I remember my first struggles with trying to read Cinema One. I have read it several times now. When I first opened it I thought I had a solid grasp of many of the key terms and approaches in cinema studies. I certainly recognised and knew many of the films mentioned within the book. However, the writing and ideas did not fit within any theoretical template or schema that I could recognise. It was exciting, intriguing, sophisticated, and intimidating all at once, and certainly seemed to come from a deep appreciation, even love, of film - something which could not always be said for much cinema theory - but what would or could you do with it? I then struggled through Bergson’s Matter and Memory, and returned to Cinema One. I looked for other commentary and found little (haven’t those times changed), and what little there was repeated film theory’s fascination with the pscyhoanalytic and looked past the cinema books to Deleuze and Guattari’s Anti-Oedipus


At some moment during this second reading I found the pattern that helped me to begin to understand how to read this book. Film theory usually works by applying a specific theoretical frame over cinema. From this it generally does one of two things. One is to show how that particular frame provides a rationale by which we can understand the cinema. For instance, the use of semiotics to provide a way of understanding how genre works, and then using this to help define genre in film, which in turn can also be used to further genre studies and semiotics itself. The second, which basically ignores the cinema as cinema, applies a theory to illustrate or understand something that happens in the cinema, but pays little attention to anything outside of what the theory reveals. For example, the sorts of work where Freudian psychoanalysis might be applied to explain that the relation between two characters is ‘Oedipal’. Here the intent of the work is to ‘uncover’ something in the film, but this sort of second order theory does not then return to the originating theoretical proposition (it would never pause to wonder how our relation to the characters might be so framed) and so at heart keeps cinema as something outside of itself.  Both of these approaches, which I have artificially separated here since in practice the best work has always had a hermeneutic to and fro between theory and cinema, work by a logic of similitude and analogy. There is a theoretical proposition which is outside of the cinema which is then used to map the cinematic. Deleuze, for me, radically tosses this out. 

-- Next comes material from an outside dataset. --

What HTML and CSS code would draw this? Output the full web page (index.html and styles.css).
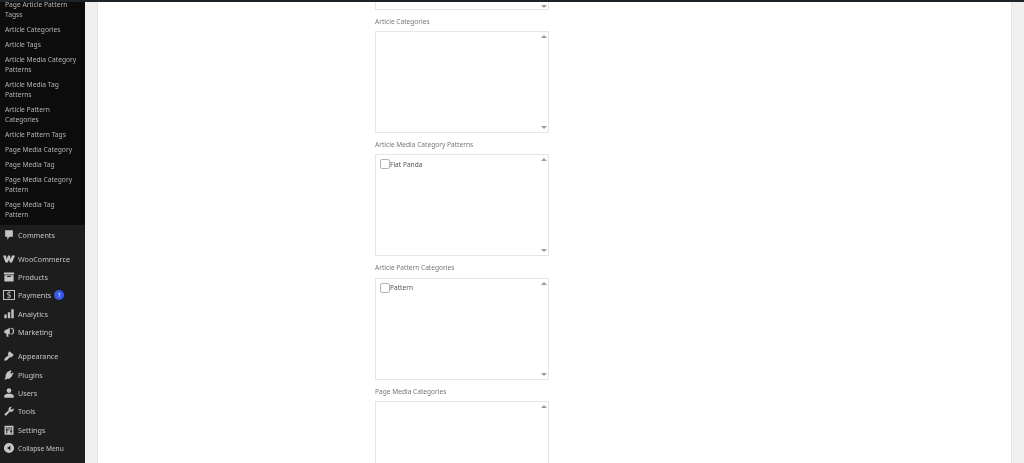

For Deleuze there is cinema first. While he certainly does rely on Bergson to create an explanatory schema this thinking expresses a filiation to the cinema that means Bergson will be melted into the cinematic, rather than the other way around. This was an ecological turn for me, in what is possibly a naive way (I could also frame it as the beginning of my understanding of the posthuman). The implication of an ecological milieu is the deep realisation that we, as a species, are not at the top of anything, and that any such scale or ranking is a reflection of our arrogance as a species, and our ability to anthropomorphise nearly anything. We are deeply implicated in a complex system where we are only one part, and the complexity and sophistication of this system means that we are always implicated and intertwingled into a manifold of relations at a multiplicity of levels to the extent that it appears specious to privilege one aspect or facet over another. In my reading of Deleuze’s conception of the cinema the cinema think us (much like Dawkin’s ‘selfish gene’ argument that we are merely vehicles for the protection and replication of DNA), or perhaps more accurately thinks itself through us. This I find compelling. I see no sensible argument that demands that the structures and systems we find ourselves within in the world must be ours, even where we have apparently made them. Like the example of language, it is intellectual folly to believe think that we speak it rather than the reverse, at best we cohabit, if you like.